Figure 7.1: Oil (weathered crude – left panel; unweathered heavy crude – right panel) stranded during a falling water level

Figure 7.2: Oil deposited on a flood plain during a flood event

The effect on oil already stranded on the river bank is a function of whether the water level rises or falls and can result in either removal or burial of the previously stranded oil. Stranded oil that is removed may be transported and redeposited downstream.

7.1.2 Response in fast water

The term “Fast water” or “Fast current” when describing spill response refers generally to oil spills in water moving at one knot (0.5 m/s) or greater.

Responding to spills in fast water environments imposes additional hazards due to the extreme loads placed on equipment and the danger of personnel being swept away in fast currents. Safety of responders must always be assessed before attempting to deploy equipment in fast water. The use of boom as a floating barrier is subject to failure for a variety of reasons (Figure 7.3). Boom failure tends to occur when the current speed exceeds 0.75 knots (0.4 m/s). Depending on the issue, boom failure may be corrected by changing the boom angle, boom length, boom size (e.g. skirt length) or anchor weight. It is also possible that booming operations are not feasible in certain locations and a new spill management location must be used. Booming strategies are generally well understood by field responders; however, in fast water or in ice, there are additional considerations.

Figure 7.3: Typical boom failures often caused by fast current speed

As the current speed increases, the force on the boom and its components also increases. It is possible to reduce these forces by using boom with a shorter skirt, changing the boom angle in relation to the shoreline, and/or by reducing the length of the boom sections. If current speed is less than 2 knots, a boom skirt length of 12 inches (approx. 30 cm) is appropriate; however, as current speed increases to greater than 2 knots, a skirt length of 6 inches (approx. 15 cm) or shorter is recommended. Table 7.1 depicts the river speed and the recommended boom angle and length for river boom. These are approximations and adjustments in the field would be required. The reduction in boom length and boom angle may necessitate the use of cascade booming in order to cover the area required for deflection booming operations. Shorter sections of boom are used and anchored in an overlapping pattern to direct oil towards a collection area. Chevron booming configurations may also be used in fast water (Section 6.2.1). The use of BoomVanes^TM or specialized sweep/buster systems may also be considered for larger rivers or bodies of water. These units can operate effectively in much faster currents (i.e. 3 knots for smaller systems and up to 5 knots for larger systems) but require a minimum depth of water.
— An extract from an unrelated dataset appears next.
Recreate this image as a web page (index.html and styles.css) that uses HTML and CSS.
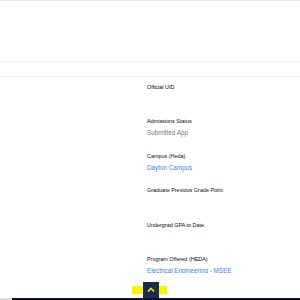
FILE: index.html
```html
<!DOCTYPE html>
<html lang="en">
<head>
  <meta charset="UTF-8">
  <meta name="viewport" content="width=device-width, initial-scale=1.0">
  <title>Record Detail</title>
  <link rel="stylesheet" href="styles.css">
</head>
<body>
  <div class="page">
    <div class="header"></div>
    <div class="strip"></div>

    <div class="details">
      <div class="col-left"></div>
      <div class="col-right">
        <div class="field">
          <div class="label">Official UID</div>
          <div class="value"></div>
        </div>
        <div class="field">
          <div class="label">Admissions Status</div>
          <div class="value muted">Submitted App</div>
        </div>
        <div class="field">
          <div class="label">Campus (Heda)</div>
          <div class="value link">Dayton Campus</div>
        </div>
        <div class="field">
          <div class="label">Graduate Previous Grade Point</div>
          <div class="value"></div>
        </div>
        <div class="field">
          <div class="label">Undergrad GPA to Date</div>
          <div class="value"></div>
        </div>
        <div class="field">
          <div class="label">Program Offered (HEDA)</div>
          <div class="value link">Electrical Engineering - MSEE</div>
        </div>
      </div>
    </div>
  </div>

  <!-- back to top -->
  <div class="highlight"></div>
  <button class="top-btn" title="Back to top">
    <svg width="8" height="6" viewBox="0 0 8 6">
      <polyline points="1,4.5 4,1.5 7,4.5" fill="none" stroke="#f2f200" stroke-width="1.6"/>
    </svg>
  </button>

  <div class="bottom-bar">
    <div class="bar-track"></div>
    <div class="bar-thumb"></div>
  </div>
</body>
</html>
```

FILE: styles.css
```css
body {
  margin: 0;
  background-color: #fff;
  font-family: "Liberation Sans", Arial, sans-serif;
  color: #080707;
  overflow: hidden;
}

.page {
  height: 273px;
  overflow: hidden;
}

.header {
  height: 60px;
  border-top: 1px solid #e6e6e6;
  border-bottom: 1px solid #f0f0f0;
}

.strip {
  height: 14px;
  border-bottom: 1px solid #f0f0f0;
}

.details {
  display: flex;
  padding-top: 6px;
}

.col-left {
  width: 147px;
}

.col-right {
  flex: 1;
}

.field {
  height: 34.4px;
}

.label {
  font-size: 5.45px;
  line-height: 8px;
  color: #080707;
}

.value {
  margin-top: 3px;
  font-size: 6.3px;
  line-height: 9px;
}

.value.muted {
  color: #7a7876;
}

.value.link {
  color: #3b82d9;
}

.highlight {
  position: fixed;
  left: 132px;
  top: 286px;
  width: 35px;
  height: 8px;
  background-color: #f5f500;
}

.top-btn {
  position: fixed;
  left: 143px;
  top: 282px;
  width: 16px;
  height: 16px;
  padding: 0;
  border: none;
  background-color: #1c2b4b;
  display: flex;
  align-items: center;
  justify-content: center;
  cursor: pointer;
}

.bottom-bar {
  position: fixed;
  left: 0;
  right: 0;
  bottom: 0;
  height: 2px;
  display: flex;
}

.bar-track {
  width: 12px;
  background-color: #dcdcdc;
}

.bar-thumb {
  flex: 1;
  background-color: #0c1420;
}
```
In fast water where shorter boom sections are necessary, there is a requirement for additional anchor systems. Multiple anchors, lines and buoys add to the complexity of the deployment and increase the chances of lines fouling or becoming entangled in propellers. Responders need to review the plan for anchoring and approach it systematically to avoid these issues. The use of trip lines will help when removing anchors, especially in fast water where the additional force may cause anchors to be set deeply and are therefore difficult to pull out of the bottom sediments. The use of shoreline anchors and cable ferry systems require good, secure anchor points. Shoreline anchor plates help to spread the load over several anchor points. Lines under tension are a safety issue and responders must be aware of the risk and avoid positioning themselves in the ‘snap-back zone’ (i.e. the direct path of a parting line).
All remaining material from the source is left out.